# Source data
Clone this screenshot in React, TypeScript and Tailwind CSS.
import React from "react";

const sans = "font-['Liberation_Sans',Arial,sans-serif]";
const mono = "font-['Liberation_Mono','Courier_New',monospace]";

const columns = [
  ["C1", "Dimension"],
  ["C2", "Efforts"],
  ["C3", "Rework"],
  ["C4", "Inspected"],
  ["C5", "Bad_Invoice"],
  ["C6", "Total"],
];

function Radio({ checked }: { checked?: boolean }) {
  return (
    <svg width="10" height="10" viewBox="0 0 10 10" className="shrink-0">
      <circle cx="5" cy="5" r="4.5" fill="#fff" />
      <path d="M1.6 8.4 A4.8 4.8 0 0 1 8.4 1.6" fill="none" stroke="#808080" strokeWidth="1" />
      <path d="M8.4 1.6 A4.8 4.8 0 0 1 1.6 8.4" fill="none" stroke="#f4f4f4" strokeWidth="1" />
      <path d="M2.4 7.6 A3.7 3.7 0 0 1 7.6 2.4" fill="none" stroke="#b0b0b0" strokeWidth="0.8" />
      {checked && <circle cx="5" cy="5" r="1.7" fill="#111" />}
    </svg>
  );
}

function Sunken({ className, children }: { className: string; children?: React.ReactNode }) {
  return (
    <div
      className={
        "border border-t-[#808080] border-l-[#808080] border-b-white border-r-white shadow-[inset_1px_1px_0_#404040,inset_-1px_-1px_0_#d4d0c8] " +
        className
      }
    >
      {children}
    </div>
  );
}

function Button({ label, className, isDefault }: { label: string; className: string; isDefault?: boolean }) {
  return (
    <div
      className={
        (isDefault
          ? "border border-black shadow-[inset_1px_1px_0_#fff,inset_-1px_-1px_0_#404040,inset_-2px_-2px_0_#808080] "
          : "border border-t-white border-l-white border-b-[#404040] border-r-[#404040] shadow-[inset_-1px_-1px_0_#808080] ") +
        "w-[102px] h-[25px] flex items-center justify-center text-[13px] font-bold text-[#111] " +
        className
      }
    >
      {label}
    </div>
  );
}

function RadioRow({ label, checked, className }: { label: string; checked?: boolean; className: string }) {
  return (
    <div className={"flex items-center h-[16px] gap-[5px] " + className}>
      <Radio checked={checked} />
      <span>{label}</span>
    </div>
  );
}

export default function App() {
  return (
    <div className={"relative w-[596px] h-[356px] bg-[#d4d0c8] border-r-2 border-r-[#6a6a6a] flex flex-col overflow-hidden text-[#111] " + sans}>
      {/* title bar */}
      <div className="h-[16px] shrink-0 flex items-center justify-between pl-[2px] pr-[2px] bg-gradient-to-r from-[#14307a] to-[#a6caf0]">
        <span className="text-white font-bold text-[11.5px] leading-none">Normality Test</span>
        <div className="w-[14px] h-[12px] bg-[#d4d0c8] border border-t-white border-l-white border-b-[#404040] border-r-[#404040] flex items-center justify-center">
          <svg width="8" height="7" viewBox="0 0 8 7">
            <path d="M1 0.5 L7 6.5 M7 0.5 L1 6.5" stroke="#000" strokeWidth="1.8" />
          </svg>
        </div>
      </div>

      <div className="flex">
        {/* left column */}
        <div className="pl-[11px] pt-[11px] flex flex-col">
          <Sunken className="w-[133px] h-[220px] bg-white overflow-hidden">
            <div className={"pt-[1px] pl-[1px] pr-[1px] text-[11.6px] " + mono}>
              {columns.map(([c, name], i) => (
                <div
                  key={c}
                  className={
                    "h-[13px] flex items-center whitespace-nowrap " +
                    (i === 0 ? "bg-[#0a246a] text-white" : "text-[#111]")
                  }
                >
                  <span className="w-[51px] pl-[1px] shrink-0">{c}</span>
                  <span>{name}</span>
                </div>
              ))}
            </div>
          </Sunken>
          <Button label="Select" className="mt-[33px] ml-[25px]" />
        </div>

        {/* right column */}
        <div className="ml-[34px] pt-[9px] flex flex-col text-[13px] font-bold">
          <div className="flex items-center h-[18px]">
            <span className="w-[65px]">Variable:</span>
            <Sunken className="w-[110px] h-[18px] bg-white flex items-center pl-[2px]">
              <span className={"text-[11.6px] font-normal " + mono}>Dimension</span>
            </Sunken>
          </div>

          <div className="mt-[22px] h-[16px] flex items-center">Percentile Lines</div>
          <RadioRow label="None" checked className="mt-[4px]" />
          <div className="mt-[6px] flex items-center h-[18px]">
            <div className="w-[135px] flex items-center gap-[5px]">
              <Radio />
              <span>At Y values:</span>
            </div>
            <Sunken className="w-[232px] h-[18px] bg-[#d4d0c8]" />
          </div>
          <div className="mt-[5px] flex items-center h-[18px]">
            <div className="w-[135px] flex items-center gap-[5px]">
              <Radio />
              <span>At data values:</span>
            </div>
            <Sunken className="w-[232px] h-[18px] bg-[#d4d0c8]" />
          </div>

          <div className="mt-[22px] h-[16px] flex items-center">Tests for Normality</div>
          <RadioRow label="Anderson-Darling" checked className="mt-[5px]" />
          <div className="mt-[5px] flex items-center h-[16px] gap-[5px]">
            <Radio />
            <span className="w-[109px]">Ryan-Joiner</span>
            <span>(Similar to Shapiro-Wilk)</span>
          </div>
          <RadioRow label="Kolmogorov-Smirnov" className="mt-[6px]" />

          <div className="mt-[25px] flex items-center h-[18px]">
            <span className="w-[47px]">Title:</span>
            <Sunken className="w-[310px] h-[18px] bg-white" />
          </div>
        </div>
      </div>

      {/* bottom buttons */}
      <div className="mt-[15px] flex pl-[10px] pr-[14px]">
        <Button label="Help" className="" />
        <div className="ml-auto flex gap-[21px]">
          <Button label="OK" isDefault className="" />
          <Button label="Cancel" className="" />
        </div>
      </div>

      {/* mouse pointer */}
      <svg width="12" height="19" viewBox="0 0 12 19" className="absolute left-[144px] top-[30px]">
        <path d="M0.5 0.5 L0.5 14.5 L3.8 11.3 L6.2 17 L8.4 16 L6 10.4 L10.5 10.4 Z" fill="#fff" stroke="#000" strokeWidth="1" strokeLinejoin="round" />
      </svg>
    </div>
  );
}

# Stated exercise
Return every line exactly.

# Problem solution
Clone this screenshot in React, TypeScript and Tailwind CSS.
import React from "react";

const sans = "font-['Liberation_Sans',Arial,sans-serif]";
const mono = "font-['Liberation_Mono','Courier_New',monospace]";

const columns = [
  ["C1", "Dimension"],
  ["C2", "Efforts"],
  ["C3", "Rework"],
  ["C4", "Inspected"],
  ["C5", "Bad_Invoice"],
  ["C6", "Total"],
];

function Radio({ checked }: { checked?: boolean }) {
  return (
    <svg width="10" height="10" viewBox="0 0 10 10" className="shrink-0">
      <circle cx="5" cy="5" r="4.5" fill="#fff" />
      <path d="M1.6 8.4 A4.8 4.8 0 0 1 8.4 1.6" fill="none" stroke="#808080" strokeWidth="1" />
      <path d="M8.4 1.6 A4.8 4.8 0 0 1 1.6 8.4" fill="none" stroke="#f4f4f4" strokeWidth="1" />
      <path d="M2.4 7.6 A3.7 3.7 0 0 1 7.6 2.4" fill="none" stroke="#b0b0b0" strokeWidth="0.8" />
      {checked && <circle cx="5" cy="5" r="1.7" fill="#111" />}
    </svg>
  );
}

function Sunken({ className, children }: { className: string; children?: React.ReactNode }) {
  return (
    <div
      className={
        "border border-t-[#808080] border-l-[#808080] border-b-white border-r-white shadow-[inset_1px_1px_0_#404040,inset_-1px_-1px_0_#d4d0c8] " +
        className
      }
    >
      {children}
    </div>
  );
}

function Button({ label, className, isDefault }: { label: string; className: string; isDefault?: boolean }) {
  return (
    <div
      className={
        (isDefault
          ? "border border-black shadow-[inset_1px_1px_0_#fff,inset_-1px_-1px_0_#404040,inset_-2px_-2px_0_#808080] "
          : "border border-t-white border-l-white border-b-[#404040] border-r-[#404040] shadow-[inset_-1px_-1px_0_#808080] ") +
        "w-[102px] h-[25px] flex items-center justify-center text-[13px] font-bold text-[#111] " +
        className
      }
    >
      {label}
    </div>
  );
}

function RadioRow({ label, checked, className }: { label: string; checked?: boolean; className: string }) {
  return (
    <div className={"flex items-center h-[16px] gap-[5px] " + className}>
      <Radio checked={checked} />
      <span>{label}</span>
    </div>
  );
}

export default function App() {
  return (
    <div className={"relative w-[596px] h-[356px] bg-[#d4d0c8] border-r-2 border-r-[#6a6a6a] flex flex-col overflow-hidden text-[#111] " + sans}>
      {/* title bar */}
      <div className="h-[16px] shrink-0 flex items-center justify-between pl-[2px] pr-[2px] bg-gradient-to-r from-[#14307a] to-[#a6caf0]">
        <span className="text-white font-bold text-[11.5px] leading-none">Normality Test</span>
        <div className="w-[14px] h-[12px] bg-[#d4d0c8] border border-t-white border-l-white border-b-[#404040] border-r-[#404040] flex items-center justify-center">
          <svg width="8" height="7" viewBox="0 0 8 7">
            <path d="M1 0.5 L7 6.5 M7 0.5 L1 6.5" stroke="#000" strokeWidth="1.8" />
          </svg>
        </div>
      </div>

      <div className="flex">
        {/* left column */}
        <div className="pl-[11px] pt-[11px] flex flex-col">
          <Sunken className="w-[133px] h-[220px] bg-white overflow-hidden">
            <div className={"pt-[1px] pl-[1px] pr-[1px] text-[11.6px] " + mono}>
              {columns.map(([c, name], i) => (
                <div
                  key={c}
                  className={
                    "h-[13px] flex items-center whitespace-nowrap " +
                    (i === 0 ? "bg-[#0a246a] text-white" : "text-[#111]")
                  }
                >
                  <span className="w-[51px] pl-[1px] shrink-0">{c}</span>
                  <span>{name}</span>
                </div>
              ))}
            </div>
          </Sunken>
          <Button label="Select" className="mt-[33px] ml-[25px]" />
        </div>

        {/* right column */}
        <div className="ml-[34px] pt-[9px] flex flex-col text-[13px] font-bold">
          <div className="flex items-center h-[18px]">
            <span className="w-[65px]">Variable:</span>
            <Sunken className="w-[110px] h-[18px] bg-white flex items-center pl-[2px]">
              <span className={"text-[11.6px] font-normal " + mono}>Dimension</span>
            </Sunken>
          </div>

          <div className="mt-[22px] h-[16px] flex items-center">Percentile Lines</div>
          <RadioRow label="None" checked className="mt-[4px]" />
          <div className="mt-[6px] flex items-center h-[18px]">
            <div className="w-[135px] flex items-center gap-[5px]">
              <Radio />
              <span>At Y values:</span>
            </div>
            <Sunken className="w-[232px] h-[18px] bg-[#d4d0c8]" />
          </div>
          <div className="mt-[5px] flex items-center h-[18px]">
            <div className="w-[135px] flex items-center gap-[5px]">
              <Radio />
              <span>At data values:</span>
            </div>
            <Sunken className="w-[232px] h-[18px] bg-[#d4d0c8]" />
          </div>

          <div className="mt-[22px] h-[16px] flex items-center">Tests for Normality</div>
          <RadioRow label="Anderson-Darling" checked className="mt-[5px]" />
          <div className="mt-[5px] flex items-center h-[16px] gap-[5px]">
            <Radio />
            <span className="w-[109px]">Ryan-Joiner</span>
            <span>(Similar to Shapiro-Wilk)</span>
          </div>
          <RadioRow label="Kolmogorov-Smirnov" className="mt-[6px]" />

          <div className="mt-[25px] flex items-center h-[18px]">
            <span className="w-[47px]">Title:</span>
            <Sunken className="w-[310px] h-[18px] bg-white" />
          </div>
        </div>
      </div>

      {/* bottom buttons */}
      <div className="mt-[15px] flex pl-[10px] pr-[14px]">
        <Button label="Help" className="" />
        <div className="ml-auto flex gap-[21px]">
          <Button label="OK" isDefault className="" />
          <Button label="Cancel" className="" />
        </div>
      </div>

      {/* mouse pointer */}
      <svg width="12" height="19" viewBox="0 0 12 19" className="absolute left-[144px] top-[30px]">
        <path d="M0.5 0.5 L0.5 14.5 L3.8 11.3 L6.2 17 L8.4 16 L6 10.4 L10.5 10.4 Z" fill="#fff" stroke="#000" strokeWidth="1" strokeLinejoin="round" />
      </svg>
    </div>
  );
}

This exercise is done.